L’organisation et la mobilisation des communautés
Les habitants des villages de travailleurs forestier de la province du Cap occidental ont unis leurs forces et se sont mobilisés pour réclamer l’intervention et le soutien du gouvernement, face à la situation de vulnérabilité dans laquelle ils se trouvent en raison de la privatisation et de la stratégie de repli des entreprises de plantation d’arbres. Une liste d’inquiétudes et de réclamations a déjà été communiquée aux divers départements gouvernementaux au cours de manifestations et d’assemblées des parties prenantes. Parmi leurs réclamations figurent la participation à la prise de toutes les décisions qui les concernent ; la fin des expulsions ; l’information, la transparence et l’accès aux appels d’offres ; l’accès à la propriété de suffisamment de terre pour la production des aliments nécessaires à la famille ; des services de qualité et abordables, etc.
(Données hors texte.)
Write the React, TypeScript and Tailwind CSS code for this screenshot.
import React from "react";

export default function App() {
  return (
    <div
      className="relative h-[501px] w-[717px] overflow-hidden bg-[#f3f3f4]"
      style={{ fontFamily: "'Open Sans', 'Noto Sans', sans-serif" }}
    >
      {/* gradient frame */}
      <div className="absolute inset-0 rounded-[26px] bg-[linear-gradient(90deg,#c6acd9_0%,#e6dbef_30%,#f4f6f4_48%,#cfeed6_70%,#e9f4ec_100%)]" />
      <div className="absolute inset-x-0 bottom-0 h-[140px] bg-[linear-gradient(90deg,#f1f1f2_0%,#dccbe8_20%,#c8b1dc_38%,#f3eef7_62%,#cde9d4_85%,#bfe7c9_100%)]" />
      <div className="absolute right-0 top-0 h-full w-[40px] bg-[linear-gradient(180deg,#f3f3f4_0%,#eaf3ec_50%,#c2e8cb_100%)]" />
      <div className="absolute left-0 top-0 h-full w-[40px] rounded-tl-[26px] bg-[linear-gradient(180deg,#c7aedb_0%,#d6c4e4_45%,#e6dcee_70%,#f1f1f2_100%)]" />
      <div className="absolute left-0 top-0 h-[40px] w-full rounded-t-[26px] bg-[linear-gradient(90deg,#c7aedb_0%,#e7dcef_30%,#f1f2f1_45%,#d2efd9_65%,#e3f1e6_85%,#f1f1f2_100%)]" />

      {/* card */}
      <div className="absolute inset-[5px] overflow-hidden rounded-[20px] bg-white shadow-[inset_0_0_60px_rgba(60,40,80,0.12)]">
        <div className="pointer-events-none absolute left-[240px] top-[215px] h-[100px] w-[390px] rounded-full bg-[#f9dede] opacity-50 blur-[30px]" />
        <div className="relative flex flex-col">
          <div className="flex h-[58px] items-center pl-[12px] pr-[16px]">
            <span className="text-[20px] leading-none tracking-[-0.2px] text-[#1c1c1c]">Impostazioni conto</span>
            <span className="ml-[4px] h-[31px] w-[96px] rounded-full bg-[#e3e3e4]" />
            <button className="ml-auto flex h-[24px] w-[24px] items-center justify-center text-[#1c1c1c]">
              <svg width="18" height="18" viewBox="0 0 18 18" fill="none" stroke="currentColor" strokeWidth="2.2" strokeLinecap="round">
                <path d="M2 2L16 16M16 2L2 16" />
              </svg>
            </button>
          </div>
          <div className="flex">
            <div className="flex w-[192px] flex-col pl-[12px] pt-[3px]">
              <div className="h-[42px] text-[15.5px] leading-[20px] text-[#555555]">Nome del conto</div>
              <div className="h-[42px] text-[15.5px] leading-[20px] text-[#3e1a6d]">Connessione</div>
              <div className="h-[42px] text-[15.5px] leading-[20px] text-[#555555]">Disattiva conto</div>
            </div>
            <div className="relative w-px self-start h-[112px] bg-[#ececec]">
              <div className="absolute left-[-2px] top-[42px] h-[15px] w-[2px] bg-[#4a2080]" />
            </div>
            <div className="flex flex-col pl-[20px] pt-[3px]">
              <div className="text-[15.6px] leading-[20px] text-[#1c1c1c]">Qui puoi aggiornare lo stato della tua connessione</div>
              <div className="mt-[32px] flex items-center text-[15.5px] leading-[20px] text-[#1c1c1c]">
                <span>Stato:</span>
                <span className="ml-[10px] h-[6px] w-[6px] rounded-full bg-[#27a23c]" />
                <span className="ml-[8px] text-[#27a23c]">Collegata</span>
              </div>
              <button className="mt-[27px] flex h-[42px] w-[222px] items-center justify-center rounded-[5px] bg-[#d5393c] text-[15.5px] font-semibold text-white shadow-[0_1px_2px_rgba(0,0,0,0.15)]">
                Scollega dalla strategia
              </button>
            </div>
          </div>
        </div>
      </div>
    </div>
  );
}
Chaque village est représenté par un leader ; la proportion des femmes qui jouent ce rôle est importante. Le Forum possède des statuts qui régissent les décisions et les opérations, et il dirige et coordonne ses propres initiatives et activités. De nombreux villages du Forum ont adhéré aussi à la Campagne sur le droit à la réforme agraire pour la souveraineté alimentaire, un mouvement social qui vise à mobiliser un nombre important de personnes et à pousser le gouvernement à introduire des réformes.
Le Forum propose que la question des villages des plantations d’arbres fasse l’objet d’une planification intégrée de toutes les agences concernées, l’une d’entre elles devant coordonner, mettre en œuvre et surveiller les activités. Le processus doit être dirigé par la communauté, celle-ci ayant une participation réelle à la prise de décisions ; l’approche doit être holistique pour prendre en compte les divers besoins des communautés locales en matière de sécurité foncière, logement, revenus, transport, éducation, compétences et connaissances, en fonction du contexte historique.